▶ _What this task involves_
Retype, exactly as they stand, the lines from the start of the data to the line that contains "import React from", both ends included. Leave the pictures out.

▶ _Dataset section_

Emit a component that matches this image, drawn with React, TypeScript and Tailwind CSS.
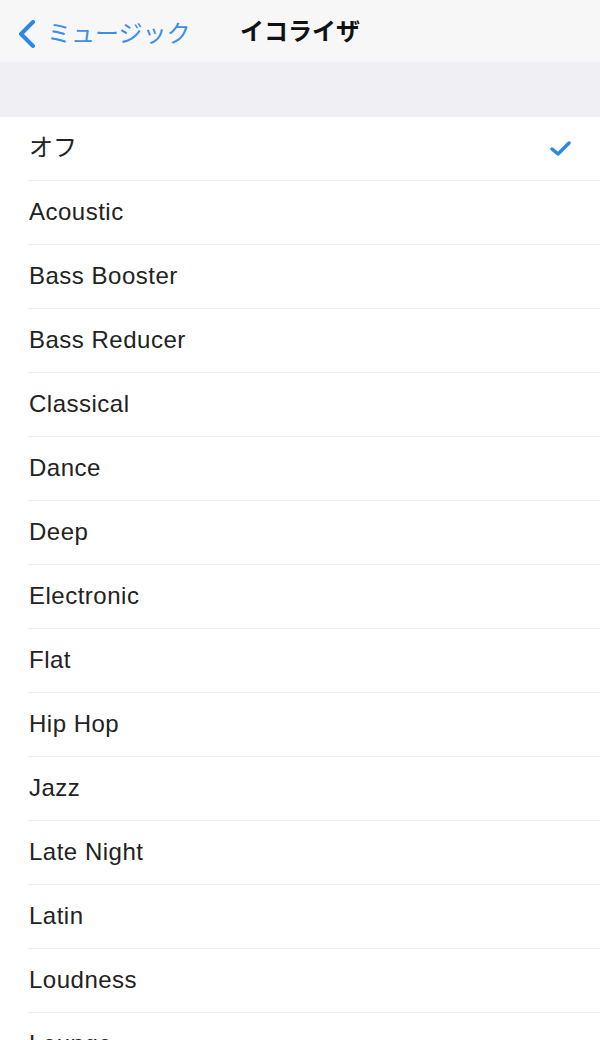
import React from "react";

const items = [
  "Acoustic",
  "Bass Booster",
  "Bass Reducer",
  "Classical",
  "Dance",
  "Deep",
  "Electronic",
  "Flat",
  "Hip Hop",
  "Jazz",
  "Late Night",
  "Latin",
  "Loudness",
  "Lounge",
];

const font = { fontFamily: '"Liberation Sans", "Noto Sans CJK JP", sans-serif' };

export default function App() {
  return (
    <div className="w-[600px] h-[1040px] overflow-hidden bg-white" style={font}>
      <div className="h-[62px] bg-[#f7f7f8] flex items-center relative">
        <div className="flex items-center pl-[17px] mt-[5px]">
          <svg width="20" height="28" viewBox="0 0 20 28" className="mr-[10px]">
            <path d="M16 2 L4 14 L16 26" fill="none" stroke="#2f86e6" strokeWidth="4" strokeLinecap="round" strokeLinejoin="round" />
          </svg>
          <span className="text-[24px] text-[#3b8fe8] leading-none">ミュージック</span>
        </div>
        <span className="absolute left-[240px] top-[20px] text-[24px] font-bold text-[#111] leading-none">イコライザ</span>
      </div>
      <div className="h-[55px] bg-[#efeff4]" />
      <div className="flex flex-col">
        <div className="h-[64px] flex items-center pl-[29px] pr-[28px] relative">
          <span className="text-[24px] text-[#222] -mt-[2px]">オフ</span>
          <svg width="22" height="17" viewBox="0 0 22 17" className="ml-auto -mt-[2px]">
            <path d="M2 9 L8 14 L19 3" fill="none" stroke="#2f86e6" strokeWidth="3.5" strokeLinecap="round" strokeLinejoin="round" />
          </svg>
          <div className="absolute left-[28px] right-0 bottom-0 h-px bg-[#ededf0]" />
        </div>
        {items.map((it) => (
          <div key={it} className="h-[64px] flex items-center pl-[29px] relative">
            <span className="text-[24px] tracking-[0.5px] text-[#222] -mt-[2px]">{it}</span>
            <div className="absolute left-[28px] right-0 bottom-0 h-px bg-[#ededf0]" />
          </div>
        ))}
      </div>
    </div>
  );
}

▶ _Solution_
Emit a component that matches this image, drawn with React, TypeScript and Tailwind CSS.
import React from "react";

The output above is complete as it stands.